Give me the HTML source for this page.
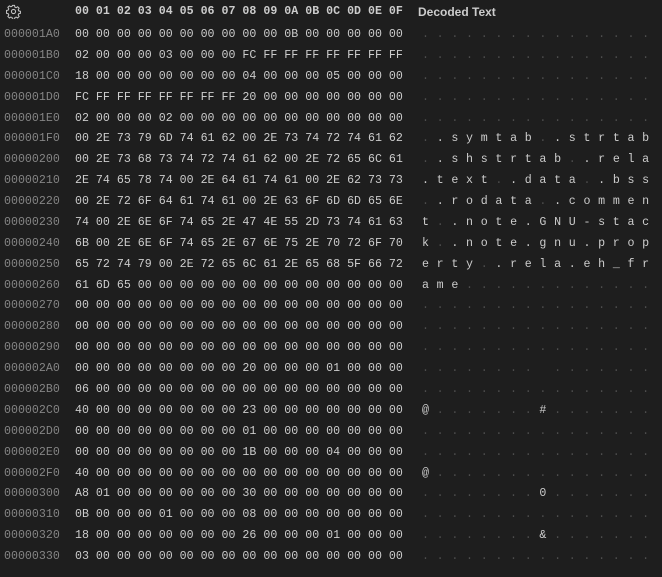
<!DOCTYPE html>
<html><head><meta charset="utf-8"><style>
html,body{margin:0;padding:0;background:#1e1e1e;width:662px;height:577px;overflow:hidden}
body{position:relative;font-family:"Liberation Mono",monospace;font-size:11.63px;color:#cccccc}
.r{position:absolute;left:0;height:21px;line-height:21px;white-space:pre}
.a{position:absolute;left:4px;color:#858585}
.h{position:absolute;left:75px}
.t{position:absolute;left:422px;letter-spacing:7.7px}
.d{color:#4d4d4d}
.hd{position:absolute;top:2px;height:20px;line-height:20px;white-space:pre}
</style></head><body>
<svg style="position:absolute;left:6px;top:4px" width="15" height="15" viewBox="0 0 16 16"><g fill="none" stroke="#c5c5c5" stroke-width="1.1"><circle cx="8" cy="8" r="2.2"/><path d="M6.9 1.5h2.2l.4 1.8 1.3.6 1.6-1 1.6 1.6-1 1.6.6 1.3 1.8.4v2.2l-1.8.4-.6 1.3 1 1.6-1.6 1.6-1.6-1-1.3.6-.4 1.8H6.9l-.4-1.8-1.3-.6-1.6 1-1.6-1.6 1-1.6-.6-1.3-1.8-.4V6.9l1.8-.4.6-1.3-1-1.6 1.6-1.6 1.6 1 1.3-.6z"/></g></svg>
<div class="hd" style="left:75px;font-weight:bold;color:#cccccc">00 01 02 03 04 05 06 07 08 09 0A 0B 0C 0D 0E 0F</div>
<div class="hd" style="left:418px;font-family:'Liberation Sans',sans-serif;font-size:12px;font-weight:bold;color:#cccccc">Decoded Text</div>

<div class="r" style="top:24px"><span class="a">000001A0</span><span class="h">00 00 00 00 00 00 00 00 00 00 0B 00 00 00 00 00</span><span class="t d">................</span></div>
<div class="r" style="top:44.9px"><span class="a">000001B0</span><span class="h">02 00 00 00 03 00 00 00 FC FF FF FF FF FF FF FF</span><span class="t d">................</span></div>
<div class="r" style="top:65.8px"><span class="a">000001C0</span><span class="h">18 00 00 00 00 00 00 00 04 00 00 00 05 00 00 00</span><span class="t d">................</span></div>
<div class="r" style="top:86.6px"><span class="a">000001D0</span><span class="h">FC FF FF FF FF FF FF FF 20 00 00 00 00 00 00 00</span><span class="t d">................</span></div>
<div class="r" style="top:107.5px"><span class="a">000001E0</span><span class="h">02 00 00 00 02 00 00 00 00 00 00 00 00 00 00 00</span><span class="t d">................</span></div>
<div class="r" style="top:128.4px"><span class="a">000001F0</span><span class="h">00 2E 73 79 6D 74 61 62 00 2E 73 74 72 74 61 62</span><span class="t"><span class="d">.</span>.symtab<span class="d">.</span>.strtab</span></div>
<div class="r" style="top:149.3px"><span class="a">00000200</span><span class="h">00 2E 73 68 73 74 72 74 61 62 00 2E 72 65 6C 61</span><span class="t"><span class="d">.</span>.shstrtab<span class="d">.</span>.rela</span></div>
<div class="r" style="top:170.2px"><span class="a">00000210</span><span class="h">2E 74 65 78 74 00 2E 64 61 74 61 00 2E 62 73 73</span><span class="t">.text<span class="d">.</span>.data<span class="d">.</span>.bss</span></div>
<div class="r" style="top:191px"><span class="a">00000220</span><span class="h">00 2E 72 6F 64 61 74 61 00 2E 63 6F 6D 6D 65 6E</span><span class="t"><span class="d">.</span>.rodata<span class="d">.</span>.commen</span></div>
<div class="r" style="top:211.9px"><span class="a">00000230</span><span class="h">74 00 2E 6E 6F 74 65 2E 47 4E 55 2D 73 74 61 63</span><span class="t">t<span class="d">.</span>.note.GNU-stac</span></div>
<div class="r" style="top:232.8px"><span class="a">00000240</span><span class="h">6B 00 2E 6E 6F 74 65 2E 67 6E 75 2E 70 72 6F 70</span><span class="t">k<span class="d">.</span>.note.gnu.prop</span></div>
<div class="r" style="top:253.7px"><span class="a">00000250</span><span class="h">65 72 74 79 00 2E 72 65 6C 61 2E 65 68 5F 66 72</span><span class="t">erty<span class="d">.</span>.rela.eh_fr</span></div>
<div class="r" style="top:274.6px"><span class="a">00000260</span><span class="h">61 6D 65 00 00 00 00 00 00 00 00 00 00 00 00 00</span><span class="t">ame<span class="d">.............</span></span></div>
<div class="r" style="top:295.4px"><span class="a">00000270</span><span class="h">00 00 00 00 00 00 00 00 00 00 00 00 00 00 00 00</span><span class="t d">................</span></div>
<div class="r" style="top:316.3px"><span class="a">00000280</span><span class="h">00 00 00 00 00 00 00 00 00 00 00 00 00 00 00 00</span><span class="t d">................</span></div>
<div class="r" style="top:337.2px"><span class="a">00000290</span><span class="h">00 00 00 00 00 00 00 00 00 00 00 00 00 00 00 00</span><span class="t d">................</span></div>
<div class="r" style="top:358.1px"><span class="a">000002A0</span><span class="h">00 00 00 00 00 00 00 00 20 00 00 00 01 00 00 00</span><span class="t d">........ .......</span></div>
<div class="r" style="top:379px"><span class="a">000002B0</span><span class="h">06 00 00 00 00 00 00 00 00 00 00 00 00 00 00 00</span><span class="t d">................</span></div>
<div class="r" style="top:399.8px"><span class="a">000002C0</span><span class="h">40 00 00 00 00 00 00 00 23 00 00 00 00 00 00 00</span><span class="t">@<span class="d">.......</span>#<span class="d">.......</span></span></div>
<div class="r" style="top:420.7px"><span class="a">000002D0</span><span class="h">00 00 00 00 00 00 00 00 01 00 00 00 00 00 00 00</span><span class="t d">................</span></div>
<div class="r" style="top:441.6px"><span class="a">000002E0</span><span class="h">00 00 00 00 00 00 00 00 1B 00 00 00 04 00 00 00</span><span class="t d">................</span></div>
<div class="r" style="top:462.5px"><span class="a">000002F0</span><span class="h">40 00 00 00 00 00 00 00 00 00 00 00 00 00 00 00</span><span class="t">@<span class="d">...............</span></span></div>
<div class="r" style="top:483.4px"><span class="a">00000300</span><span class="h">A8 01 00 00 00 00 00 00 30 00 00 00 00 00 00 00</span><span class="t"><span class="d">........</span>0<span class="d">.......</span></span></div>
<div class="r" style="top:504.2px"><span class="a">00000310</span><span class="h">0B 00 00 00 01 00 00 00 08 00 00 00 00 00 00 00</span><span class="t d">................</span></div>
<div class="r" style="top:525.1px"><span class="a">00000320</span><span class="h">18 00 00 00 00 00 00 00 26 00 00 00 01 00 00 00</span><span class="t"><span class="d">........</span>&amp;<span class="d">.......</span></span></div>
<div class="r" style="top:546px"><span class="a">00000330</span><span class="h">03 00 00 00 00 00 00 00 00 00 00 00 00 00 00 00</span><span class="t d">................</span></div>
</body></html>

——————————

Write out each line of the data exactly; the images should be left out.

» Written response:
Give me the HTML source for this page.
<!DOCTYPE html>
<html><head><meta charset="utf-8"><style>
html,body{margin:0;padding:0;background:#1e1e1e;width:662px;height:577px;overflow:hidden}
body{position:relative;font-family:"Liberation Mono",monospace;font-size:11.63px;color:#cccccc}
.r{position:absolute;left:0;height:21px;line-height:21px;white-space:pre}
.a{position:absolute;left:4px;color:#858585}
.h{position:absolute;left:75px}
.t{position:absolute;left:422px;letter-spacing:7.7px}
.d{color:#4d4d4d}
.hd{position:absolute;top:2px;height:20px;line-height:20px;white-space:pre}
</style></head><body>
<svg style="position:absolute;left:6px;top:4px" width="15" height="15" viewBox="0 0 16 16"><g fill="none" stroke="#c5c5c5" stroke-width="1.1"><circle cx="8" cy="8" r="2.2"/><path d="M6.9 1.5h2.2l.4 1.8 1.3.6 1.6-1 1.6 1.6-1 1.6.6 1.3 1.8.4v2.2l-1.8.4-.6 1.3 1 1.6-1.6 1.6-1.6-1-1.3.6-.4 1.8H6.9l-.4-1.8-1.3-.6-1.6 1-1.6-1.6 1-1.6-.6-1.3-1.8-.4V6.9l1.8-.4.6-1.3-1-1.6 1.6-1.6 1.6 1 1.3-.6z"/></g></svg>
<div class="hd" style="left:75px;font-weight:bold;color:#cccccc">00 01 02 03 04 05 06 07 08 09 0A 0B 0C 0D 0E 0F</div>
<div class="hd" style="left:418px;font-family:'Liberation Sans',sans-serif;font-size:12px;font-weight:bold;color:#cccccc">Decoded Text</div>

<div class="r" style="top:24px"><span class="a">000001A0</span><span class="h">00 00 00 00 00 00 00 00 00 00 0B 00 00 00 00 00</span><span class="t d">................</span></div>
<div class="r" style="top:44.9px"><span class="a">000001B0</span><span class="h">02 00 00 00 03 00 00 00 FC FF FF FF FF FF FF FF</span><span class="t d">................</span></div>
<div class="r" style="top:65.8px"><span class="a">000001C0</span><span class="h">18 00 00 00 00 00 00 00 04 00 00 00 05 00 00 00</span><span class="t d">................</span></div>
<div class="r" style="top:86.6px"><span class="a">000001D0</span><span class="h">FC FF FF FF FF FF FF FF 20 00 00 00 00 00 00 00</span><span class="t d">................</span></div>
<div class="r" style="top:107.5px"><span class="a">000001E0</span><span class="h">02 00 00 00 02 00 00 00 00 00 00 00 00 00 00 00</span><span class="t d">................</span></div>
<div class="r" style="top:128.4px"><span class="a">000001F0</span><span class="h">00 2E 73 79 6D 74 61 62 00 2E 73 74 72 74 61 62</span><span class="t"><span class="d">.</span>.symtab<span class="d">.</span>.strtab</span></div>
<div class="r" style="top:149.3px"><span class="a">00000200</span><span class="h">00 2E 73 68 73 74 72 74 61 62 00 2E 72 65 6C 61</span><span class="t"><span class="d">.</span>.shstrtab<span class="d">.</span>.rela</span></div>
<div class="r" style="top:170.2px"><span class="a">00000210</span><span class="h">2E 74 65 78 74 00 2E 64 61 74 61 00 2E 62 73 73</span><span class="t">.text<span class="d">.</span>.data<span class="d">.</span>.bss</span></div>
<div class="r" style="top:191px"><span class="a">00000220</span><span class="h">00 2E 72 6F 64 61 74 61 00 2E 63 6F 6D 6D 65 6E</span><span class="t"><span class="d">.</span>.rodata<span class="d">.</span>.commen</span></div>
<div class="r" style="top:211.9px"><span class="a">00000230</span><span class="h">74 00 2E 6E 6F 74 65 2E 47 4E 55 2D 73 74 61 63</span><span class="t">t<span class="d">.</span>.note.GNU-stac</span></div>
<div class="r" style="top:232.8px"><span class="a">00000240</span><span class="h">6B 00 2E 6E 6F 74 65 2E 67 6E 75 2E 70 72 6F 70</span><span class="t">k<span class="d">.</span>.note.gnu.prop</span></div>
<div class="r" style="top:253.7px"><span class="a">00000250</span><span class="h">65 72 74 79 00 2E 72 65 6C 61 2E 65 68 5F 66 72</span><span class="t">erty<span class="d">.</span>.rela.eh_fr</span></div>
<div class="r" style="top:274.6px"><span class="a">00000260</span><span class="h">61 6D 65 00 00 00 00 00 00 00 00 00 00 00 00 00</span><span class="t">ame<span class="d">.............</span></span></div>
<div class="r" style="top:295.4px"><span class="a">00000270</span><span class="h">00 00 00 00 00 00 00 00 00 00 00 00 00 00 00 00</span><span class="t d">................</span></div>
<div class="r" style="top:316.3px"><span class="a">00000280</span><span class="h">00 00 00 00 00 00 00 00 00 00 00 00 00 00 00 00</span><span class="t d">................</span></div>
<div class="r" style="top:337.2px"><span class="a">00000290</span><span class="h">00 00 00 00 00 00 00 00 00 00 00 00 00 00 00 00</span><span class="t d">................</span></div>
<div class="r" style="top:358.1px"><span class="a">000002A0</span><span class="h">00 00 00 00 00 00 00 00 20 00 00 00 01 00 00 00</span><span class="t d">........ .......</span></div>
<div class="r" style="top:379px"><span class="a">000002B0</span><span class="h">06 00 00 00 00 00 00 00 00 00 00 00 00 00 00 00</span><span class="t d">................</span></div>
<div class="r" style="top:399.8px"><span class="a">000002C0</span><span class="h">40 00 00 00 00 00 00 00 23 00 00 00 00 00 00 00</span><span class="t">@<span class="d">.......</span>#<span class="d">.......</span></span></div>
<div class="r" style="top:420.7px"><span class="a">000002D0</span><span class="h">00 00 00 00 00 00 00 00 01 00 00 00 00 00 00 00</span><span class="t d">................</span></div>
<div class="r" style="top:441.6px"><span class="a">000002E0</span><span class="h">00 00 00 00 00 00 00 00 1B 00 00 00 04 00 00 00</span><span class="t d">................</span></div>
<div class="r" style="top:462.5px"><span class="a">000002F0</span><span class="h">40 00 00 00 00 00 00 00 00 00 00 00 00 00 00 00</span><span class="t">@<span class="d">...............</span></span></div>
<div class="r" style="top:483.4px"><span class="a">00000300</span><span class="h">A8 01 00 00 00 00 00 00 30 00 00 00 00 00 00 00</span><span class="t"><span class="d">........</span>0<span class="d">.......</span></span></div>
<div class="r" style="top:504.2px"><span class="a">00000310</span><span class="h">0B 00 00 00 01 00 00 00 08 00 00 00 00 00 00 00</span><span class="t d">................</span></div>
<div class="r" style="top:525.1px"><span class="a">00000320</span><span class="h">18 00 00 00 00 00 00 00 26 00 00 00 01 00 00 00</span><span class="t"><span class="d">........</span>&amp;<span class="d">.......</span></span></div>
<div class="r" style="top:546px"><span class="a">00000330</span><span class="h">03 00 00 00 00 00 00 00 00 00 00 00 00 00 00 00</span><span class="t d">................</span></div>
</body></html>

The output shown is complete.